I'm in a situation where i've designed a game and i have customers emailing me through my website asking how and when they can buy the game.
But i don't have the money, and i don't want to take the risk of financing full scale production.
Therefor i think home production is my only option (apart from charging people to print off their copy from your website, but i'll ask about this in another post)
I predict i'd sell at least 10 a week, and probobly a lot more in the run up to Christmas, but i don't have the time or the expertise in this area, that's why i'm looking for someone who could carry out this role for me.
I'd be willing to pay either a flat fee per game or a percentage of every game sold.
Anyone interested in this? Or got any advice for me?
By the way i'm based in the UK, so i don't think it would be cost effective to import the games.
Are there people who would handmake games for me?
nope.
dude if you thinkyoud sell 10 a week maybe you should go for large production? also Kudos on scoring with your game, link us? :D
You can send then the PDF files containing the rules and the printout of the game and let them print it and build it themselves. But maybe you are already doing this since they know your game, so it does not solve the problem.
Or if the game is that good, you can make a prototype and submit it to a company that proceduce games from free lancers. But you will have to convince them that your game is good and it's worth being produced.
I think handmaking is only possible for selling in a remote local area where the people pay more for the time it took to craft the game, rather for the intellectual content. Or a place where everybody sell handcrafted material.
Just an idea:
If the game can be made from wooden pieces only, you could try to contact a school for woodworking and have the students make the game as an exercise.
Then again, you making profit from their work could pose a problem, and I'm not sure if a school should have a part of your profit wheter they pay their students or not...
Just an idea, maybe not a school but some or other woodworking course/project/outside-school-lessons exist that would like this kind of thing...

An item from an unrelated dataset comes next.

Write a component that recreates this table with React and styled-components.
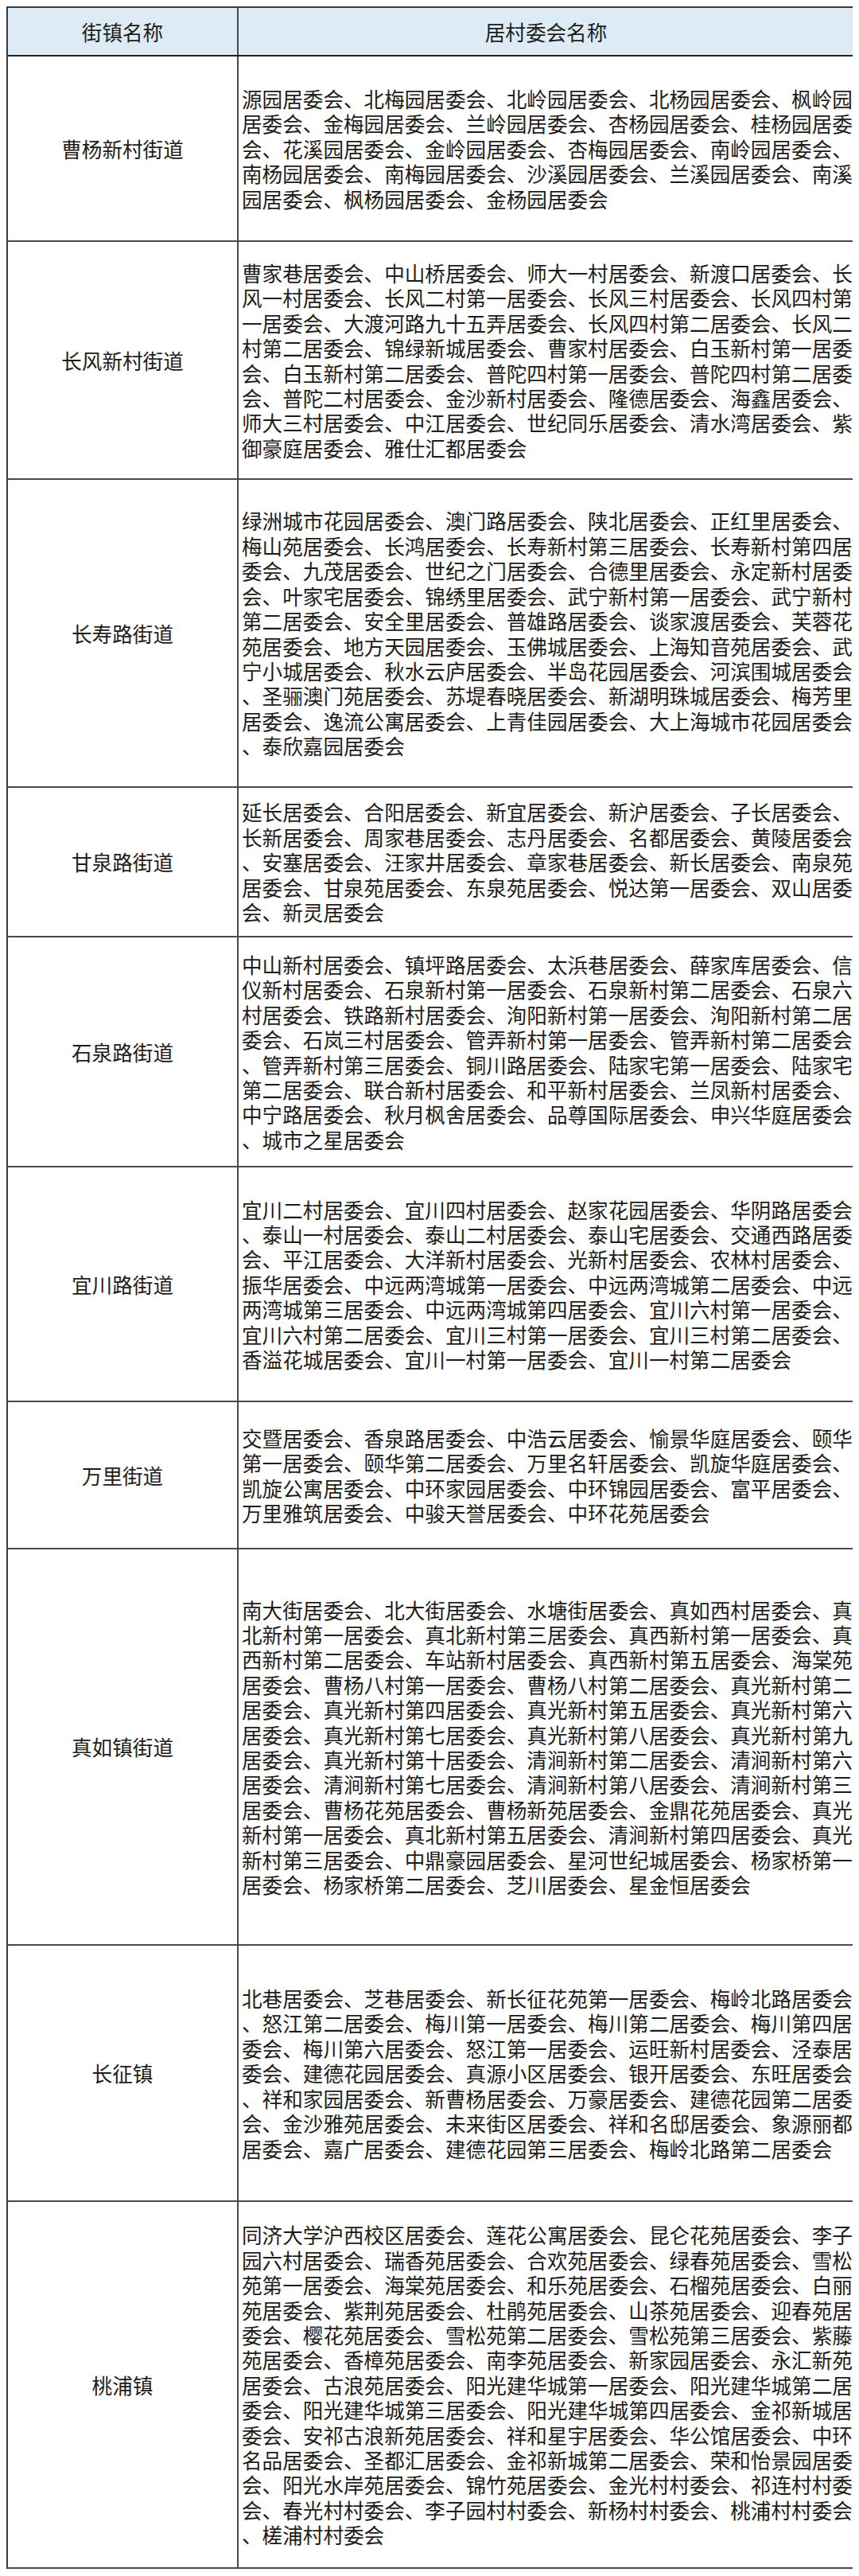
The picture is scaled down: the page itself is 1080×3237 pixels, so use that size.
import React from 'react';
import styled, { createGlobalStyle } from 'styled-components';

const GlobalStyle = createGlobalStyle`
  body {
    margin: 8px;
    background: #fff;
    font-family: 'Noto Sans CJK SC', 'Noto Sans', sans-serif;
    color: #1c1c1c;
  }
`;

const Sheet = styled.div`
  width: 1067px;
  box-sizing: border-box;
  border: 2px solid #3a3a3a;
  border-bottom: none;
`;

const Row = styled.div`
  display: grid;
  grid-template-columns: 290px 1fr;
  height: ${p => p.$h}px;
  box-sizing: border-box;
  border-bottom: 2px solid ${p => (p.$head ? '#222' : '#4a4a4a')};
  background: ${p => (p.$head ? '#ddebf7' : '#fff')};
`;

const NameCell = styled.div`
  display: flex;
  align-items: center;
  justify-content: center;
  box-sizing: border-box;
  border-right: 2px solid #4a4a4a;
  font-size: 25.6px;
  line-height: 31.4px;
`;

const ListCell = styled.div`
  display: flex;
  align-items: center;
  justify-content: ${p => (p.$head ? 'center' : 'flex-start')};
  padding-left: ${p => (p.$head ? 0 : 4)}px;
  font-size: 25.6px;
`;

const ListText = styled.p`
  margin: 0;
  width: 770px;
  line-height: 31.4px;
  line-break: anywhere;
  word-break: break-all;
`;

const rows = [
  {
    name: '曹杨新村街道',
    h: 233,
    list: '源园居委会、北梅园居委会、北岭园居委会、北杨园居委会、枫岭园居委会、金梅园居委会、兰岭园居委会、杏杨园居委会、桂杨园居委会、花溪园居委会、金岭园居委会、杏梅园居委会、南岭园居委会、南杨园居委会、南梅园居委会、沙溪园居委会、兰溪园居委会、南溪园居委会、枫杨园居委会、金杨园居委会',
  },
  {
    name: '长风新村街道',
    h: 299,
    list: '曹家巷居委会、中山桥居委会、师大一村居委会、新渡口居委会、长风一村居委会、长风二村第一居委会、长风三村居委会、长风四村第一居委会、大渡河路九十五弄居委会、长风四村第二居委会、长风二村第二居委会、锦绿新城居委会、曹家村居委会、白玉新村第一居委会、白玉新村第二居委会、普陀四村第一居委会、普陀四村第二居委会、普陀二村居委会、金沙新村居委会、隆德居委会、海鑫居委会、师大三村居委会、中江居委会、世纪同乐居委会、清水湾居委会、紫御豪庭居委会、雅仕汇都居委会',
  },
  {
    name: '长寿路街道',
    h: 387,
    list: '绿洲城市花园居委会、澳门路居委会、陕北居委会、正红里居委会、梅山苑居委会、长鸿居委会、长寿新村第三居委会、长寿新村第四居委会、九茂居委会、世纪之门居委会、合德里居委会、永定新村居委会、叶家宅居委会、锦绣里居委会、武宁新村第一居委会、武宁新村第二居委会、安全里居委会、普雄路居委会、谈家渡居委会、芙蓉花苑居委会、地方天园居委会、玉佛城居委会、上海知音苑居委会、武宁小城居委会、秋水云庐居委会、半岛花园居委会、河滨围城居委会、圣骊澳门苑居委会、苏堤春晓居委会、新湖明珠城居委会、梅芳里居委会、逸流公寓居委会、上青佳园居委会、大上海城市花园居委会、泰欣嘉园居委会',
  },
  {
    name: '甘泉路街道',
    h: 188,
    list: '延长居委会、合阳居委会、新宜居委会、新沪居委会、子长居委会、长新居委会、周家巷居委会、志丹居委会、名都居委会、黄陵居委会、安塞居委会、汪家井居委会、章家巷居委会、新长居委会、南泉苑居委会、甘泉苑居委会、东泉苑居委会、悦达第一居委会、双山居委会、新灵居委会',
  },
  {
    name: '石泉路街道',
    h: 289,
    list: '中山新村居委会、镇坪路居委会、太浜巷居委会、薛家库居委会、信仪新村居委会、石泉新村第一居委会、石泉新村第二居委会、石泉六村居委会、铁路新村居委会、洵阳新村第一居委会、洵阳新村第二居委会、石岚三村居委会、管弄新村第一居委会、管弄新村第二居委会、管弄新村第三居委会、铜川路居委会、陆家宅第一居委会、陆家宅第二居委会、联合新村居委会、和平新村居委会、兰凤新村居委会、中宁路居委会、秋月枫舍居委会、品尊国际居委会、申兴华庭居委会、城市之星居委会',
  },
  {
    name: '宜川路街道',
    h: 295,
    list: '宜川二村居委会、宜川四村居委会、赵家花园居委会、华阴路居委会、泰山一村居委会、泰山二村居委会、泰山宅居委会、交通西路居委会、平江居委会、大洋新村居委会、光新村居委会、农林村居委会、振华居委会、中远两湾城第一居委会、中远两湾城第二居委会、中远两湾城第三居委会、中远两湾城第四居委会、宜川六村第一居委会、宜川六村第二居委会、宜川三村第一居委会、宜川三村第二居委会、香溢花城居委会、宜川一村第一居委会、宜川一村第二居委会',
  },
  {
    name: '万里街道',
    h: 185,
    list: '交暨居委会、香泉路居委会、中浩云居委会、愉景华庭居委会、颐华第一居委会、颐华第二居委会、万里名轩居委会、凯旋华庭居委会、凯旋公寓居委会、中环家园居委会、中环锦园居委会、富平居委会、万里雅筑居委会、中骏天誉居委会、中环花苑居委会',
  },
  {
    name: '真如镇街道',
    h: 498,
    list: '南大街居委会、北大街居委会、水塘街居委会、真如西村居委会、真北新村第一居委会、真北新村第三居委会、真西新村第一居委会、真西新村第二居委会、车站新村居委会、真西新村第五居委会、海棠苑居委会、曹杨八村第一居委会、曹杨八村第二居委会、真光新村第二居委会、真光新村第四居委会、真光新村第五居委会、真光新村第六居委会、真光新村第七居委会、真光新村第八居委会、真光新村第九居委会、真光新村第十居委会、清涧新村第二居委会、清涧新村第六居委会、清涧新村第七居委会、清涧新村第八居委会、清涧新村第三居委会、曹杨花苑居委会、曹杨新苑居委会、金鼎花苑居委会、真光新村第一居委会、真北新村第五居委会、清涧新村第四居委会、真光新村第三居委会、中鼎豪园居委会、星河世纪城居委会、杨家桥第一居委会、杨家桥第二居委会、芝川居委会、星金恒居委会',
  },
  {
    name: '长征镇',
    h: 322,
    list: '北巷居委会、芝巷居委会、新长征花苑第一居委会、梅岭北路居委会、怒江第二居委会、梅川第一居委会、梅川第二居委会、梅川第四居委会、梅川第六居委会、怒江第一居委会、运旺新村居委会、泾泰居委会、建德花园居委会、真源小区居委会、银开居委会、东旺居委会、祥和家园居委会、新曹杨居委会、万豪居委会、建德花园第二居委会、金沙雅苑居委会、未来街区居委会、祥和名邸居委会、象源丽都居委会、嘉广居委会、建德花园第三居委会、梅岭北路第二居委会',
  },
  {
    name: '桃浦镇',
    h: 461,
    list: '同济大学沪西校区居委会、莲花公寓居委会、昆仑花苑居委会、李子园六村居委会、瑞香苑居委会、合欢苑居委会、绿春苑居委会、雪松苑第一居委会、海棠苑居委会、和乐苑居委会、石榴苑居委会、白丽苑居委会、紫荆苑居委会、杜鹃苑居委会、山茶苑居委会、迎春苑居委会、樱花苑居委会、雪松苑第二居委会、雪松苑第三居委会、紫藤苑居委会、香樟苑居委会、南李苑居委会、新家园居委会、永汇新苑居委会、古浪苑居委会、阳光建华城第一居委会、阳光建华城第二居委会、阳光建华城第三居委会、阳光建华城第四居委会、金祁新城居委会、安祁古浪新苑居委会、祥和星宇居委会、华公馆居委会、中环名品居委会、圣都汇居委会、金祁新城第二居委会、荣和怡景园居委会、阳光水岸苑居委会、锦竹苑居委会、金光村村委会、祁连村村委会、春光村村委会、李子园村村委会、新杨村村委会、桃浦村村委会、槎浦村村委会',
  },
];

export default function App() {
  return (
    <>
      <GlobalStyle />
      <Sheet>
        <Row $head $h={61}>
          <NameCell>街镇名称</NameCell>
          <ListCell $head>居村委会名称</ListCell>
        </Row>
        {rows.map(r => (
          <Row key={r.name} $h={r.h}>
            <NameCell>{r.name}</NameCell>
            <ListCell>
              <ListText>{r.list}</ListText>
            </ListCell>
          </Row>
        ))}
      </Sheet>
    </>
  );
}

(It needn't be woodworking eather, paople learning to work printing presses could work too... I don't know what components you need...)
Cheese!
[EDIT]
Take into account that if the game is made as a student's exercise, there might be a few 'flawed games in you production run...
This might or might not make them more unique (depending on how badly flawed they are...)
[/EDIT]
And cheese again!
If you need someone for illustrations, look around here. If you can't find anybody better than me (which I sincerely doubt) I'll do the illustrations, we'll negotiate about the costs. My style is light and cartoony (but not too much, if I may say so). If you want some examples, just PM me you e-mail adress.
Good luck,
Michiel
Contact me with your email address (craig@wotevagames.com)
There is no quick answer to this question, it really depends on the margins of profit you expect after production costs.
I have links to printing companies, but small runs are often more costly.
There are of course routes to cutting costs on intro games.
Although outside products are not 'yet' a part of our remit, we might be open to discussion on this.
Craig.
There's no way you'd be able to sell them for christmas this way, but you can take pre-orders up front, then when you sell enough copies to pay a reasonable chunk of the production run, you have the games made.
For example if your run is 500 copies and you sell for double the production cost, you can pre-sell 125 copies, and that will pay for half the production run.
Do you have more details on the game you are trying to make? Components? Board size? Packaging you are expecting?
That's helpful Stainer. Don't know what your problem is.